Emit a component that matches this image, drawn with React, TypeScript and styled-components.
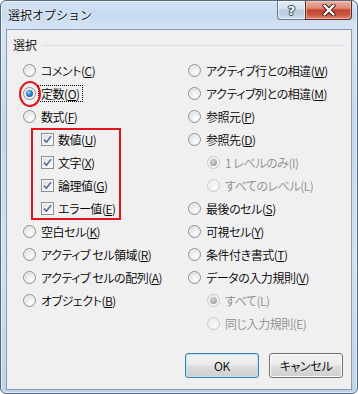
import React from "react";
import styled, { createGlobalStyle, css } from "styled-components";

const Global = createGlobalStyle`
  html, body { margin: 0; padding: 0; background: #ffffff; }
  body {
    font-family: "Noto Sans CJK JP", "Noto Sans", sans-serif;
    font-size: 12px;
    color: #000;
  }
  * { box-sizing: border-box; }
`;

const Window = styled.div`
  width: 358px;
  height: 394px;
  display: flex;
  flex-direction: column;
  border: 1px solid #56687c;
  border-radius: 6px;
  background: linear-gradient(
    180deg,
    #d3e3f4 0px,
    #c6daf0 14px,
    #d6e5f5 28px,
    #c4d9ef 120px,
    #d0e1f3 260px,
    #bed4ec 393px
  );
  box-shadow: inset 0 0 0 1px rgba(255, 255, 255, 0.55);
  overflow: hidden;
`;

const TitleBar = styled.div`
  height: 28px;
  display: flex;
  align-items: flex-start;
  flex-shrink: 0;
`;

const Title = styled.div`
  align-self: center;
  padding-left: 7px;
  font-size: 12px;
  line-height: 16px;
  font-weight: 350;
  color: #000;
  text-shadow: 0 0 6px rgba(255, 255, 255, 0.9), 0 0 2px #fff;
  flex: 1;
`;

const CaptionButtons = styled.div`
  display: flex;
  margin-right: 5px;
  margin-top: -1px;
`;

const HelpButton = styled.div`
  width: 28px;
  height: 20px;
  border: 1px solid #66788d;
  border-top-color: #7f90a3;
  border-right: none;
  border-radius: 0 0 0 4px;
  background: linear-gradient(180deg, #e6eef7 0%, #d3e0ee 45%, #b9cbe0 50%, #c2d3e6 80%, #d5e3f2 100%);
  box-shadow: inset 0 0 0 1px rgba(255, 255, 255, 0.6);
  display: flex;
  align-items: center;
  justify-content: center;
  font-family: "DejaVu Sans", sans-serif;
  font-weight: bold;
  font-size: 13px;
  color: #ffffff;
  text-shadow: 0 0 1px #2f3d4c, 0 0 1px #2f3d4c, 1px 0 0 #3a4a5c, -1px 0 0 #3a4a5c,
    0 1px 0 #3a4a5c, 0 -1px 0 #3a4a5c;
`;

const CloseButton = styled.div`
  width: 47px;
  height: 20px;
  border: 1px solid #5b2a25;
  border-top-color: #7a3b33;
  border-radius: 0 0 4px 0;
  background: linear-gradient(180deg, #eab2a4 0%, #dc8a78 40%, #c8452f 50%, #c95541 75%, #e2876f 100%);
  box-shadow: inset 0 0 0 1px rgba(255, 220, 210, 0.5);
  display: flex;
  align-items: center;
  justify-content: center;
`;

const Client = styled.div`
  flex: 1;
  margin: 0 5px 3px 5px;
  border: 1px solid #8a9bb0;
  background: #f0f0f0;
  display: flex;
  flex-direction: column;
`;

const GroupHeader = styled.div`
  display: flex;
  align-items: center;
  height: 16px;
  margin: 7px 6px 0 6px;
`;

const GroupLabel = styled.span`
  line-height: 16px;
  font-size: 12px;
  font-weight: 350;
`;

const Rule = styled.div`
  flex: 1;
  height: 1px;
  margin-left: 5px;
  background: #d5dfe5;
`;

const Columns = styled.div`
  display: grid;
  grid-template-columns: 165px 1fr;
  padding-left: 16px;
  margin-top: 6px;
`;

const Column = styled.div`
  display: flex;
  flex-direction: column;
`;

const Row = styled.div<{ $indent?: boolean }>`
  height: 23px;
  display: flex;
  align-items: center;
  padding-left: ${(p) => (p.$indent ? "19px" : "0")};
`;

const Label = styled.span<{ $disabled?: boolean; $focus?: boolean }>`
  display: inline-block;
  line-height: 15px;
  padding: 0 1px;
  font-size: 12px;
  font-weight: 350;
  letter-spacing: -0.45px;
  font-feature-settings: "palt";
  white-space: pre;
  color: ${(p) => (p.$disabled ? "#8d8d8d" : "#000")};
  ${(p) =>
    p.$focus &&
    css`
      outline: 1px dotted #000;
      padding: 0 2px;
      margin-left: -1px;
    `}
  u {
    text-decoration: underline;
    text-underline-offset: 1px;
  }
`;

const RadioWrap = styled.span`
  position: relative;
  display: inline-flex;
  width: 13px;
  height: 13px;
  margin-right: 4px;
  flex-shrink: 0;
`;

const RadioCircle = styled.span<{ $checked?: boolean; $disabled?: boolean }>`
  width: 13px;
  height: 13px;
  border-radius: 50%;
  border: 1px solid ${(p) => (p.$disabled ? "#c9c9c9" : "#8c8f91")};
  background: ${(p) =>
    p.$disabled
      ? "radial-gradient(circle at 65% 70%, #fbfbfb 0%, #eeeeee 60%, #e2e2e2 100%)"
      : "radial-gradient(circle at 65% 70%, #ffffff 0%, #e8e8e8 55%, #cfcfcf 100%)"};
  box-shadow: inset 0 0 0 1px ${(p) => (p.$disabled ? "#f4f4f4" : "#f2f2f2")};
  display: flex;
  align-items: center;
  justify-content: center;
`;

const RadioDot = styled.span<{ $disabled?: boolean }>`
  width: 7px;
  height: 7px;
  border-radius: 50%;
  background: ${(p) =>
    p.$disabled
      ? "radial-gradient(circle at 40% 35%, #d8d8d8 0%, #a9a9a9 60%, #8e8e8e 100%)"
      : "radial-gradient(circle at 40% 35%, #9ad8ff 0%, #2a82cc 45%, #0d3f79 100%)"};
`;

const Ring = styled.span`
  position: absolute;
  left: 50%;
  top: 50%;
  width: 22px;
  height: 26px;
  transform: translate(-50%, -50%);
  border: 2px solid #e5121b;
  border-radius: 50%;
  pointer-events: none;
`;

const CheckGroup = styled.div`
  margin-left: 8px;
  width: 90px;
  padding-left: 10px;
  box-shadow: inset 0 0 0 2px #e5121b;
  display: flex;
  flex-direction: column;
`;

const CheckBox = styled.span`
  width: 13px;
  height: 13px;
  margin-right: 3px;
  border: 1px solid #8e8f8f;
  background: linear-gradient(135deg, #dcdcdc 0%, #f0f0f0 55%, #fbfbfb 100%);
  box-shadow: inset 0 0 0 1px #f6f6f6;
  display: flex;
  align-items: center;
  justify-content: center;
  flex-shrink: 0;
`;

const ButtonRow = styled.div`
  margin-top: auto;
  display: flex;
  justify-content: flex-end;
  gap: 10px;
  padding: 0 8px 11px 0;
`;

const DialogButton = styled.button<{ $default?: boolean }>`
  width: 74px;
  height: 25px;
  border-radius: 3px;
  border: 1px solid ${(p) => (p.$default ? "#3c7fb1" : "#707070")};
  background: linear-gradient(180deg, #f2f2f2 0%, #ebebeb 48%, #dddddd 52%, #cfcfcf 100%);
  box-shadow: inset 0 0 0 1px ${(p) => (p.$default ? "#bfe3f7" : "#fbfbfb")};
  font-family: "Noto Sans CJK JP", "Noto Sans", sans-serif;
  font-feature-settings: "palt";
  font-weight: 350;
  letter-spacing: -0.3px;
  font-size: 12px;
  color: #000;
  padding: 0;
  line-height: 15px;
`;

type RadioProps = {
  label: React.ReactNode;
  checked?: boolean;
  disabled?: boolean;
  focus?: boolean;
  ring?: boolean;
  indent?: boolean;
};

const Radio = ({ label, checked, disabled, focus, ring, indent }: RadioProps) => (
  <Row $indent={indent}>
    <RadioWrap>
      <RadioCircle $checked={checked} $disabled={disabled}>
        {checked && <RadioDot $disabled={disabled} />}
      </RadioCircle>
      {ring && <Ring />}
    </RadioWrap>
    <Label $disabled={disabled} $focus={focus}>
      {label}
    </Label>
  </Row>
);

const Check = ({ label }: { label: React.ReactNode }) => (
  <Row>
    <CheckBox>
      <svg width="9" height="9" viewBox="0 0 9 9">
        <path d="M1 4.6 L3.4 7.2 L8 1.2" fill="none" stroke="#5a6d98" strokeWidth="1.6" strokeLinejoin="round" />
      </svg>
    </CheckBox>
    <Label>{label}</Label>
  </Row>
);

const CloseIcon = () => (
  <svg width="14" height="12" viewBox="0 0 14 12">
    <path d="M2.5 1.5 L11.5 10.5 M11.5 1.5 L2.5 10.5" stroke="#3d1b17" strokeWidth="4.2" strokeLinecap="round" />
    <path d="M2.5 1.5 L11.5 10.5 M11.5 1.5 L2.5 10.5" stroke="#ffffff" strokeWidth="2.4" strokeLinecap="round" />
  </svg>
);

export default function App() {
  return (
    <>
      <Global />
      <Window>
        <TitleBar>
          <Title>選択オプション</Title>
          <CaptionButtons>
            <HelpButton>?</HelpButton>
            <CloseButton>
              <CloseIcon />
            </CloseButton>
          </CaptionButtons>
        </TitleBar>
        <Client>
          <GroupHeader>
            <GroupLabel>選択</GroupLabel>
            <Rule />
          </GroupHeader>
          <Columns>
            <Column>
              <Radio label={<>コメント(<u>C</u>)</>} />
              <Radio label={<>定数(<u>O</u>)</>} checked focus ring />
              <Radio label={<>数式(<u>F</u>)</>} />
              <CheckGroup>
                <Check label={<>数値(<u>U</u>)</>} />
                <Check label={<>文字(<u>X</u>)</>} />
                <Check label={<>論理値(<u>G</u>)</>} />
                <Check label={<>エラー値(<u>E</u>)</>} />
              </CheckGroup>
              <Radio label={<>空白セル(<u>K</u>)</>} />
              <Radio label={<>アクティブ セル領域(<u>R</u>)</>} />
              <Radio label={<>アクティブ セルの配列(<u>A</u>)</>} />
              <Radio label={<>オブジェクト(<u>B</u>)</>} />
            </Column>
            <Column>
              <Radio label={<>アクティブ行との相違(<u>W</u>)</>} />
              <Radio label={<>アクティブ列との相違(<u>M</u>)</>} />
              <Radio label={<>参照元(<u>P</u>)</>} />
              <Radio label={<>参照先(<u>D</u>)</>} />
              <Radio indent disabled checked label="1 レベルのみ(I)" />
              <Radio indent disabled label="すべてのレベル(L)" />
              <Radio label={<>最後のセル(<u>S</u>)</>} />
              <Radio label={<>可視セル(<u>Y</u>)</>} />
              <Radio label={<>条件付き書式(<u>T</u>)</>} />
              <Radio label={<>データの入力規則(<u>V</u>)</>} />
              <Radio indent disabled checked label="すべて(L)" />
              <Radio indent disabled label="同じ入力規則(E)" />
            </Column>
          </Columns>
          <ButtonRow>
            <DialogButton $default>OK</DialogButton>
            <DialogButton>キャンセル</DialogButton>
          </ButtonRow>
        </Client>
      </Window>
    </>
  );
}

__________

* [Task details] Identify each line containing the string "components" and copy it out.

* [The completed task]
Emit a component that matches this image, drawn with React, TypeScript and styled-components.
import styled, { createGlobalStyle, css } from "styled-components";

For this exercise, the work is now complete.